◆ Instruction ◆
Gather, from the listing beneath this task, every line holding the string "with".
start Data excerpts
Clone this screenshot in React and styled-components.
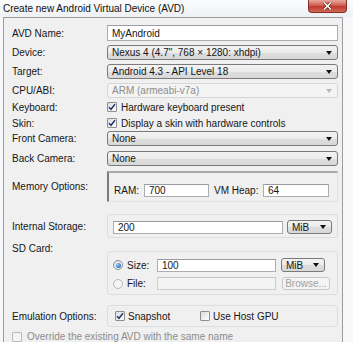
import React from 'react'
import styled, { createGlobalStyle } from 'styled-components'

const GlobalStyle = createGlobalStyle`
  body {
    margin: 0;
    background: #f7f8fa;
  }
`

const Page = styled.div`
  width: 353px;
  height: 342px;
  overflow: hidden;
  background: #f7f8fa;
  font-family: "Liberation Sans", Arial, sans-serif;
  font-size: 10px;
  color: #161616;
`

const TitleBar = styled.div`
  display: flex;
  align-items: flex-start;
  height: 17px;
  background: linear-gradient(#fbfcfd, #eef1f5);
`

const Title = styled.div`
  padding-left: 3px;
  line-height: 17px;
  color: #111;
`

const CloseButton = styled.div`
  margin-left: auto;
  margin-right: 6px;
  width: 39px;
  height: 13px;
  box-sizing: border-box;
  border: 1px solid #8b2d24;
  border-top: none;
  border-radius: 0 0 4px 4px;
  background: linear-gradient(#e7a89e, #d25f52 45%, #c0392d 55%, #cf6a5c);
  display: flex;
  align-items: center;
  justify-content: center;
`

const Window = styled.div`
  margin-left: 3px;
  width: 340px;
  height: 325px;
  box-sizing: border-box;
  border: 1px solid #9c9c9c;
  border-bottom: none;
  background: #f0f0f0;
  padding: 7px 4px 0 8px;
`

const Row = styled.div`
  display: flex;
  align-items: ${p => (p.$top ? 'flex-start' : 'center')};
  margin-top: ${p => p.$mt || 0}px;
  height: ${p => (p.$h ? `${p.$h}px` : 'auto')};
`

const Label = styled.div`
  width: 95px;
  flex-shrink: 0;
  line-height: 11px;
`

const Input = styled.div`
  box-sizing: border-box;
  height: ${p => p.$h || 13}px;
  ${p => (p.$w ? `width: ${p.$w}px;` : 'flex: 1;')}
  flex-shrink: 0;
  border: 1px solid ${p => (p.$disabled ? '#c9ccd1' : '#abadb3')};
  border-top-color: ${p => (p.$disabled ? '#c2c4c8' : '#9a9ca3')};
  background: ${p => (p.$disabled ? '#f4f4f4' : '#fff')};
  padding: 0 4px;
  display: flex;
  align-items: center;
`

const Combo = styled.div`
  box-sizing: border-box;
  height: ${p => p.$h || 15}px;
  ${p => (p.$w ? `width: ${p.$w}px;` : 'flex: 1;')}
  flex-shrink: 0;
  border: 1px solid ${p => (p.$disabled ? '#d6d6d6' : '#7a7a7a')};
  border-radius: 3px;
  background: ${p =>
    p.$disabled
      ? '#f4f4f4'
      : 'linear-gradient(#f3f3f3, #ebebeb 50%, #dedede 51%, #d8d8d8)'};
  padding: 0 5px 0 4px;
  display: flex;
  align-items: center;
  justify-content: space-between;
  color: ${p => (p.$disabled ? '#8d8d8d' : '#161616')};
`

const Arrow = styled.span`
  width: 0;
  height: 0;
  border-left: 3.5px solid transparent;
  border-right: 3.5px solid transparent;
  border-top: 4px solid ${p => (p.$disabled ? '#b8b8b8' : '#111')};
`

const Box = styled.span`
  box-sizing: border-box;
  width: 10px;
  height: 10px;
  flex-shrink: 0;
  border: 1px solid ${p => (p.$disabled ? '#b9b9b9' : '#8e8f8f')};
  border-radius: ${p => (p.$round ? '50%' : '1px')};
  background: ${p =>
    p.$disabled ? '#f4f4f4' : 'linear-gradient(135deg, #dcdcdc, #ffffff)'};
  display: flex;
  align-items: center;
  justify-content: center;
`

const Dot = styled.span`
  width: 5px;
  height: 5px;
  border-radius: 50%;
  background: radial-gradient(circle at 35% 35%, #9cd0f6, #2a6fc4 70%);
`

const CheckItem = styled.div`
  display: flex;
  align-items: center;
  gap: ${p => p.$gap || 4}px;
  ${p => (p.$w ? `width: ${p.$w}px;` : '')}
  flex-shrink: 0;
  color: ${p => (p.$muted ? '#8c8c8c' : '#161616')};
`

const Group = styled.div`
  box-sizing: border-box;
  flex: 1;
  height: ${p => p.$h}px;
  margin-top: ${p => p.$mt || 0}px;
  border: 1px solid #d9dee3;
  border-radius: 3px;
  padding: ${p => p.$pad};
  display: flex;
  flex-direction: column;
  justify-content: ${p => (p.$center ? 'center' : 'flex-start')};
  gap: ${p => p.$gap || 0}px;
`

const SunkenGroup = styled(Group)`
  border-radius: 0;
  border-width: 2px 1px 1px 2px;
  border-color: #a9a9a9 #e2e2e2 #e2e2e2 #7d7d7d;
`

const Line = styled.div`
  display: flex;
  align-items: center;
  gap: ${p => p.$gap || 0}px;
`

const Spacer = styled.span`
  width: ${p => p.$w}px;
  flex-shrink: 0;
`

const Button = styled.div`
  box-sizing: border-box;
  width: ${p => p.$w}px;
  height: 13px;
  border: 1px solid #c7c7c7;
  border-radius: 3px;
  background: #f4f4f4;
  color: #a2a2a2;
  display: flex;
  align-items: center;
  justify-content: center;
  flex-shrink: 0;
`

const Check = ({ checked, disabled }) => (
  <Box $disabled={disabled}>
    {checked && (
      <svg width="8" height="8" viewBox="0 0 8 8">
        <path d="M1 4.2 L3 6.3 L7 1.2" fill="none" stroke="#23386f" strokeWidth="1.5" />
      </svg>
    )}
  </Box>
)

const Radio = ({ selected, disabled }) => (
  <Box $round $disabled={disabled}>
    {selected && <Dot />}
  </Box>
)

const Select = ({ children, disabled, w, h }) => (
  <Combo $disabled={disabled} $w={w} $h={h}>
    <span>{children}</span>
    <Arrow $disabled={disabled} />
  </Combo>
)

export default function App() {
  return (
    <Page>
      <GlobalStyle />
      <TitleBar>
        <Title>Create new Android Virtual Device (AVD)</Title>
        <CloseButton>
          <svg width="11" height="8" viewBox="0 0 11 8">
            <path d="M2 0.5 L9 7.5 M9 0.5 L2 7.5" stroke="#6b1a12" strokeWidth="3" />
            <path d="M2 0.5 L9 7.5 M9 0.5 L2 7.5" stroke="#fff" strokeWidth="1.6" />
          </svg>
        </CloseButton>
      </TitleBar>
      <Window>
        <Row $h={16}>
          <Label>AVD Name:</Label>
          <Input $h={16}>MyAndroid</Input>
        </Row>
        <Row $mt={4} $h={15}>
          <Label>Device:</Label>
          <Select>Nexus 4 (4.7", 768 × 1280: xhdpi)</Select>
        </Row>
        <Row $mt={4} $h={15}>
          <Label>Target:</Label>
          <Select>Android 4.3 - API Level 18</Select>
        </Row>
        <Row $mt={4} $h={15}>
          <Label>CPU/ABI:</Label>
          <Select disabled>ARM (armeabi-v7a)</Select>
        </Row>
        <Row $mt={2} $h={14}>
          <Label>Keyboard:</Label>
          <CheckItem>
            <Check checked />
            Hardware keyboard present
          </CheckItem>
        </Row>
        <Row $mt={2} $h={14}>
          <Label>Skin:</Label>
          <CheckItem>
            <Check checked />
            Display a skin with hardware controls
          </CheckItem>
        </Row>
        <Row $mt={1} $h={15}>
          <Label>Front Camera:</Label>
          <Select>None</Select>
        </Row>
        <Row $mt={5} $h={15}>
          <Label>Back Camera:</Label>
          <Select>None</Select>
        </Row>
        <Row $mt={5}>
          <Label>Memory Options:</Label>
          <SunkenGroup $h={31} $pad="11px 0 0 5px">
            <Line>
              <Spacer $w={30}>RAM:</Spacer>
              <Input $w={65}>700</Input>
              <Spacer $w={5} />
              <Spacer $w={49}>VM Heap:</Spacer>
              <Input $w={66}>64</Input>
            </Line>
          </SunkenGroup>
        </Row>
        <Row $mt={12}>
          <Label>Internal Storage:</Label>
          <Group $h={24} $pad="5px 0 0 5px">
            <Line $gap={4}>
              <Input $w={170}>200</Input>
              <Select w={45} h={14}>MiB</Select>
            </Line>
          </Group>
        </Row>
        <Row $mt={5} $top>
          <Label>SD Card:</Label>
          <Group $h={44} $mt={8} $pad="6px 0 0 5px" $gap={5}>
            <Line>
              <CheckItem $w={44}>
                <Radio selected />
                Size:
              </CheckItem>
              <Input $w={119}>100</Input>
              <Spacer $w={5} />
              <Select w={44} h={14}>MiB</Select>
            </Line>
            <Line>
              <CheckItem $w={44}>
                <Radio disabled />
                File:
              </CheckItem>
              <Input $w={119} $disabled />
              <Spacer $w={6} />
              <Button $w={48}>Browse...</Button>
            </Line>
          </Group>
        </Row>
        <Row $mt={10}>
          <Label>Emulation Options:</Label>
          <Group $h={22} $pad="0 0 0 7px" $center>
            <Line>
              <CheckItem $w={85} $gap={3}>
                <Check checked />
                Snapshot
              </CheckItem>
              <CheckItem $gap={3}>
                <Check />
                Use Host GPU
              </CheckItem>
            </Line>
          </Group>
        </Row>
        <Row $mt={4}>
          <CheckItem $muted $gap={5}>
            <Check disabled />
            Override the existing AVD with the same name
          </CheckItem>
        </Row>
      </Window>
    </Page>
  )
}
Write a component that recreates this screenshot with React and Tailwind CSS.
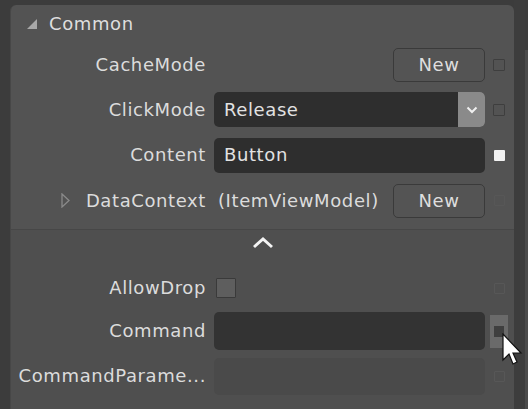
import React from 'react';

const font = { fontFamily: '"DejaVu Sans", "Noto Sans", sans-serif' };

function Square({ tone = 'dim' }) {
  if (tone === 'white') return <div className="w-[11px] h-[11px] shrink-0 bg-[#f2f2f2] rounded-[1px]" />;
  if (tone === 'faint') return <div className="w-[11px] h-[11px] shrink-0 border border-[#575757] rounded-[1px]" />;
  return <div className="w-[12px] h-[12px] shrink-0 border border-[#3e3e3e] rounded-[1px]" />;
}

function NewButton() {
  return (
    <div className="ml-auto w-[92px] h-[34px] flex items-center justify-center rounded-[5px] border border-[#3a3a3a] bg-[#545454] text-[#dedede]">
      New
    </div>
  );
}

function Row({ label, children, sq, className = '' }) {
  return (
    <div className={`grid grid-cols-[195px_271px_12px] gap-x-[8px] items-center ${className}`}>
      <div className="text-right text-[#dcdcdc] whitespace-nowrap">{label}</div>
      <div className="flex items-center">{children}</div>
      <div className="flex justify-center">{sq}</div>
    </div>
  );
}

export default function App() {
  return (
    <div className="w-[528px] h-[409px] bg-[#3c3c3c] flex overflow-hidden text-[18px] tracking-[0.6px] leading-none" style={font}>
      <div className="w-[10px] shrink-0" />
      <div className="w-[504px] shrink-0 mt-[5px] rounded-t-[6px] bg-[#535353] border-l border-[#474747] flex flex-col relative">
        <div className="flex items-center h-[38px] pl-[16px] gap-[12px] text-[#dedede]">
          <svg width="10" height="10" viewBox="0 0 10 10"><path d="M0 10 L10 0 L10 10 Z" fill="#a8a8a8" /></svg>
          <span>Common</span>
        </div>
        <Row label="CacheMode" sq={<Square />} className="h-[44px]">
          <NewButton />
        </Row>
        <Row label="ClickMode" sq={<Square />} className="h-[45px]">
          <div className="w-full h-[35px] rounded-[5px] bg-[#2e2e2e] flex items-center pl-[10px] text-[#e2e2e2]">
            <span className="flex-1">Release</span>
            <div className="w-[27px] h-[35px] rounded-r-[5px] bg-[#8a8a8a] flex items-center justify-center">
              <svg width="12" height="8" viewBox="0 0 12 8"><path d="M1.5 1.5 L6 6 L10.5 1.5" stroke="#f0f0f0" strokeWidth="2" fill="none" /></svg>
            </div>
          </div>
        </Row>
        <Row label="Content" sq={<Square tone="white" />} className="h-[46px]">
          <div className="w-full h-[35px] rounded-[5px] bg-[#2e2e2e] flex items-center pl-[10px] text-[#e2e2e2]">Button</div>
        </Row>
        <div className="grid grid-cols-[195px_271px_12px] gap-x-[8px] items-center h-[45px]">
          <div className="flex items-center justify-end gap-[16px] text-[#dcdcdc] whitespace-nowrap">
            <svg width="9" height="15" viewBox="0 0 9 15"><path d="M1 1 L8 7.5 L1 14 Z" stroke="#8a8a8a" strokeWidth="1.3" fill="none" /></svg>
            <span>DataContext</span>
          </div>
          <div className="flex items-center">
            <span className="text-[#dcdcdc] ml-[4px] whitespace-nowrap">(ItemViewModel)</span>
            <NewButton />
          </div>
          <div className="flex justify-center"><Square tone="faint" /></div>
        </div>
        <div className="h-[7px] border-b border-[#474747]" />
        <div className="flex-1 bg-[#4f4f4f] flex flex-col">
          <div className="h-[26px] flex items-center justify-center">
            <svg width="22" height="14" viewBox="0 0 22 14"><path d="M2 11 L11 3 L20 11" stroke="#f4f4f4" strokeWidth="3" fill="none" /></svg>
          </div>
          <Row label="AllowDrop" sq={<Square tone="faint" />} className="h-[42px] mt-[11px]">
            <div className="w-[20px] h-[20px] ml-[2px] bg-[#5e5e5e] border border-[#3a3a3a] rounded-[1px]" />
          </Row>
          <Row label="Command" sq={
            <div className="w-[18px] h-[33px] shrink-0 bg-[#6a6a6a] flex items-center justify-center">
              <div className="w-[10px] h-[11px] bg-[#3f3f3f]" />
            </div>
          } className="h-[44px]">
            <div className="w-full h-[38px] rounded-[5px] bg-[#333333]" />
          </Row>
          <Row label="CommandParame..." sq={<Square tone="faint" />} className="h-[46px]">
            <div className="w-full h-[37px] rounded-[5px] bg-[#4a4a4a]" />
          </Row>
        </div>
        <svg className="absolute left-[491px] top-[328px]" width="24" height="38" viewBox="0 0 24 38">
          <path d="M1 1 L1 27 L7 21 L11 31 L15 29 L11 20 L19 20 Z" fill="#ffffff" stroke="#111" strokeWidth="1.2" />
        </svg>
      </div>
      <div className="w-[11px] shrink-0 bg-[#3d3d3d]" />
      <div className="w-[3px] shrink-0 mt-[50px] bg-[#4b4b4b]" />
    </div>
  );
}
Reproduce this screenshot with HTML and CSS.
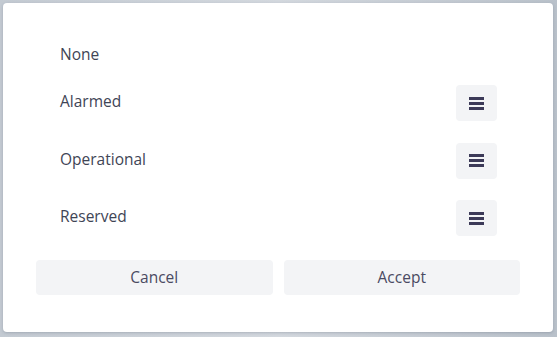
end Data excerpts
◆ Exercise result ◆
            Display a skin with hardware controls
            Override the existing AVD with the same name
Write a component that recreates this screenshot with React and Tailwind CSS.
Reproduce this screenshot with HTML and CSS.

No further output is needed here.